[Extracted data entries]
= = = =
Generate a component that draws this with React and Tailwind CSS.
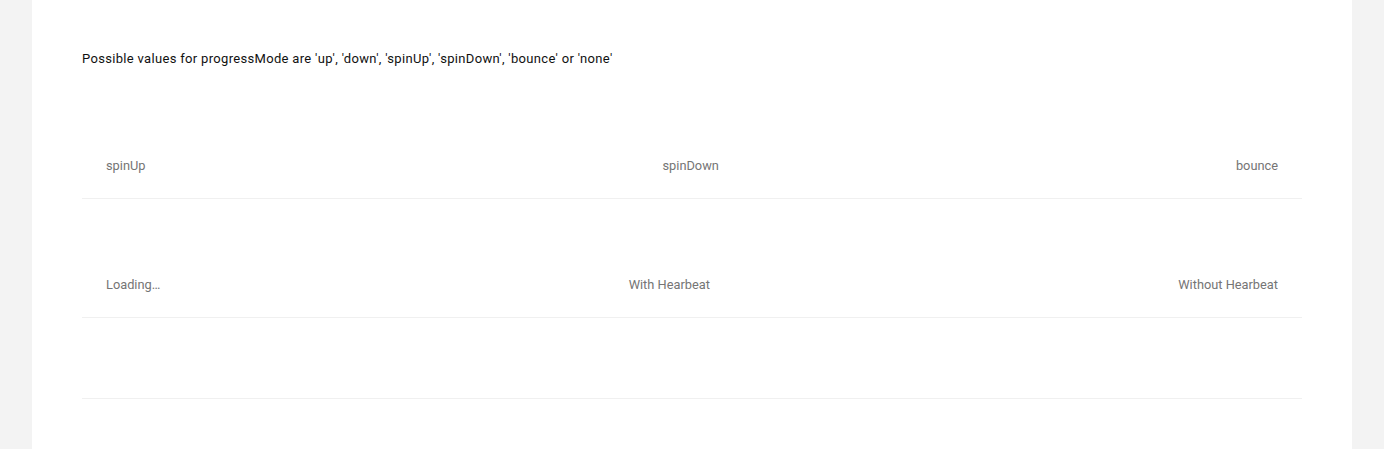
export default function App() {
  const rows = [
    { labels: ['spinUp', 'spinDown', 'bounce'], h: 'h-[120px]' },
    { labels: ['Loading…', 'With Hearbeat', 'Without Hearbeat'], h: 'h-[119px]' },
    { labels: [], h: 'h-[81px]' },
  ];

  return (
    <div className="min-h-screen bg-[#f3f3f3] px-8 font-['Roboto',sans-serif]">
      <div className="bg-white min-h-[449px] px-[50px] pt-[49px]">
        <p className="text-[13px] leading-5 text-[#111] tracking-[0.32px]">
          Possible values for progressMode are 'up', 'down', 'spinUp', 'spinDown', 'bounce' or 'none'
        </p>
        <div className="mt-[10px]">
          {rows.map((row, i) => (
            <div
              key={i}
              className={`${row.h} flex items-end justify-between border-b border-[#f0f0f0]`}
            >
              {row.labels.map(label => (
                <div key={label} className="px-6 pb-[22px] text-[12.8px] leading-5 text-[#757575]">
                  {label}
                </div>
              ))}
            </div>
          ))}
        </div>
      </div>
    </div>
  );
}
= = = =
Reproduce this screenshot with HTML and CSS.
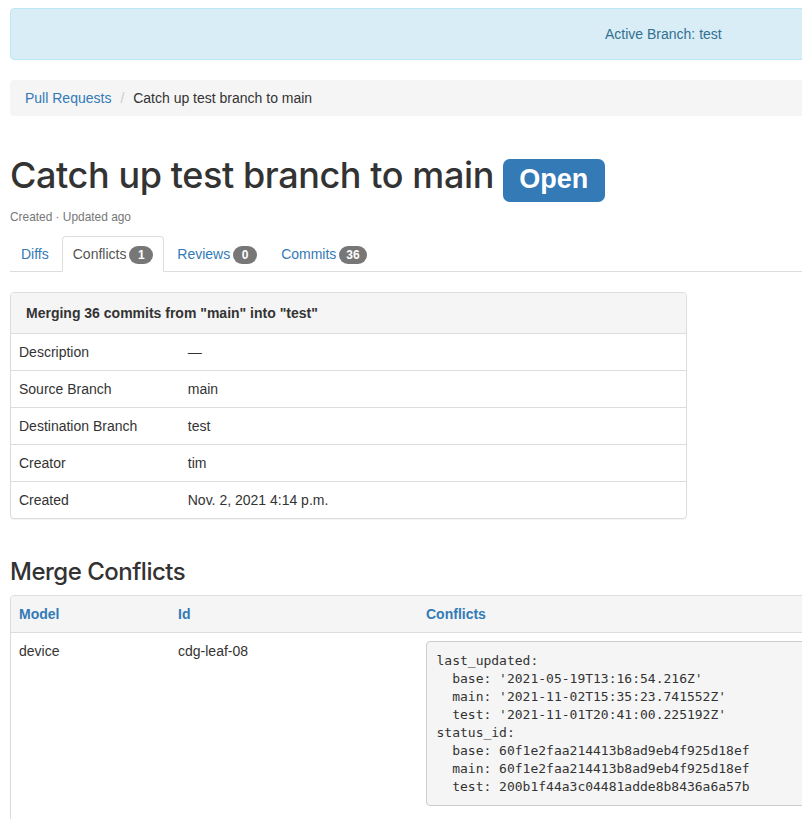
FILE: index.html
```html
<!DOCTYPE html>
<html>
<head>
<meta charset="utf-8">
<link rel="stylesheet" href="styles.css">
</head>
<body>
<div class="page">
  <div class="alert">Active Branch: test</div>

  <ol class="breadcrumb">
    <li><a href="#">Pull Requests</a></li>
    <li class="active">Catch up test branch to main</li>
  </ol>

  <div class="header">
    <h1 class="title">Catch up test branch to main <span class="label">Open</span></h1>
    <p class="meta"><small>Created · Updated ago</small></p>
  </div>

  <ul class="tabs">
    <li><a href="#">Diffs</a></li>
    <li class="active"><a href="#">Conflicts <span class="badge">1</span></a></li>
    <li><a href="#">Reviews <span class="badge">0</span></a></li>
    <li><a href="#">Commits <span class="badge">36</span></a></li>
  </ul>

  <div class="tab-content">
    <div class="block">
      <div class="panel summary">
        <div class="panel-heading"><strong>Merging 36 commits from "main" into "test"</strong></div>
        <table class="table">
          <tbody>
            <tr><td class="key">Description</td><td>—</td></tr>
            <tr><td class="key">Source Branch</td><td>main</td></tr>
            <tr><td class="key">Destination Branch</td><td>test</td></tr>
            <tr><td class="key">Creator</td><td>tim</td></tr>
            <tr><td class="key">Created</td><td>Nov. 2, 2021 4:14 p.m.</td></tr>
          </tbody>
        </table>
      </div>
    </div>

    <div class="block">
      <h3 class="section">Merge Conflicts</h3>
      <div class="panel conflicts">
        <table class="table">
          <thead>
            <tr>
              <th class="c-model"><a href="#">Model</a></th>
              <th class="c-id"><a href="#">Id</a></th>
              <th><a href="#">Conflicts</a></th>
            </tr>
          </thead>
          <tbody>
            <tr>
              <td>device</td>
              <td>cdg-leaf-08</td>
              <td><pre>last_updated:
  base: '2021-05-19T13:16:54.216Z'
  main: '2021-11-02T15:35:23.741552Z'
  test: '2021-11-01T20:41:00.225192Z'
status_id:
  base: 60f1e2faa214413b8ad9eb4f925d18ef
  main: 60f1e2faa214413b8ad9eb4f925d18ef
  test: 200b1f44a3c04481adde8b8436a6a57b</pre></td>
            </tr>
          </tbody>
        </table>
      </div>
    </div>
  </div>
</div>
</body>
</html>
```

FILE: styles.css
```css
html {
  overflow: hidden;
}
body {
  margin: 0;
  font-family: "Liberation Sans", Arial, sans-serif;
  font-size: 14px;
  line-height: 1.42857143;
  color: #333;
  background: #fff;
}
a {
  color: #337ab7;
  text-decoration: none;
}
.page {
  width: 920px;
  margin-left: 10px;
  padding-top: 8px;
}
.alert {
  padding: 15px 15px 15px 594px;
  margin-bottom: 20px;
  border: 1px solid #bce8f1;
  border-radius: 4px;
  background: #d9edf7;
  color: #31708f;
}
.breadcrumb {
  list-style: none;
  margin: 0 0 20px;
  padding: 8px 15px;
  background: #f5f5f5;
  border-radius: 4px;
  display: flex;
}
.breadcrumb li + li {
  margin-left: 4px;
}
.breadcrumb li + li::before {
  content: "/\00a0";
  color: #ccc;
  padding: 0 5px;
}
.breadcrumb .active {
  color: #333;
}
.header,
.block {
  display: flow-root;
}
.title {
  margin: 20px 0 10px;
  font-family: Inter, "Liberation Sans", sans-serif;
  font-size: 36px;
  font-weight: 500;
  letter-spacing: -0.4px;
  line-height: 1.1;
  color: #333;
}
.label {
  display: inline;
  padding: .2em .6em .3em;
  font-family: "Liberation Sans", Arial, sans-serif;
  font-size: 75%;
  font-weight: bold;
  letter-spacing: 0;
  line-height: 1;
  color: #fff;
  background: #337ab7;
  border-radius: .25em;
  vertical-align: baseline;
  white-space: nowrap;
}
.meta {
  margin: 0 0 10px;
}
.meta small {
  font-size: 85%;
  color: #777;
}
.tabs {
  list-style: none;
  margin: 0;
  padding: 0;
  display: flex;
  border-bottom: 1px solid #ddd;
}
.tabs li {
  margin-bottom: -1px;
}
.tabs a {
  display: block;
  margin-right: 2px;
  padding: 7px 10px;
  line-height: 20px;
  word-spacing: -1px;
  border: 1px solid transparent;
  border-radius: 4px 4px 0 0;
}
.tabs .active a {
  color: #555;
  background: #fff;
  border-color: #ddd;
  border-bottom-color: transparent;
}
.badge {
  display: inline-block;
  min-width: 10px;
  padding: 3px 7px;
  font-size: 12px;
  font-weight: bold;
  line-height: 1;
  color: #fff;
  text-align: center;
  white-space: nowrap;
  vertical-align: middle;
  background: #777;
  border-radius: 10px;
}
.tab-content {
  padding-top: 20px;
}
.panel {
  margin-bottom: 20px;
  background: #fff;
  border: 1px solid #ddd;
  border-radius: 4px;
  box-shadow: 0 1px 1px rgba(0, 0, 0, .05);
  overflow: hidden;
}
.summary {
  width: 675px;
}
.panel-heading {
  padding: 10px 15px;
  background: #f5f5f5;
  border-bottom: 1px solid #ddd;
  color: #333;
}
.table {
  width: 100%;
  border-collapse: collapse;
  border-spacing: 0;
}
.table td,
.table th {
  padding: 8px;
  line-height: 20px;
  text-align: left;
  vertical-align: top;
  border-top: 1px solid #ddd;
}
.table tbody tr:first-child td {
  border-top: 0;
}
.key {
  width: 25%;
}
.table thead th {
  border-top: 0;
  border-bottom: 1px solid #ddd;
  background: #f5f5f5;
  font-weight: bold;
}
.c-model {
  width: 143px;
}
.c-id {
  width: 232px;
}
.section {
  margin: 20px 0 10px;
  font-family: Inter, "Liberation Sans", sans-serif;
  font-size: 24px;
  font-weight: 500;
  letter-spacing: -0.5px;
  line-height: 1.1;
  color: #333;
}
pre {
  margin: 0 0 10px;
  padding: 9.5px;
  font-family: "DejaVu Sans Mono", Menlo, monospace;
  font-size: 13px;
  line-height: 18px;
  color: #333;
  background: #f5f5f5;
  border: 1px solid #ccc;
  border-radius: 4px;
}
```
= = = =
-- GIVEN EXERCISE --
List every line above that holds the word "this".

-- COMPLETE ANSWER --
Generate a component that draws this with React and Tailwind CSS.
Reproduce this screenshot with HTML and CSS.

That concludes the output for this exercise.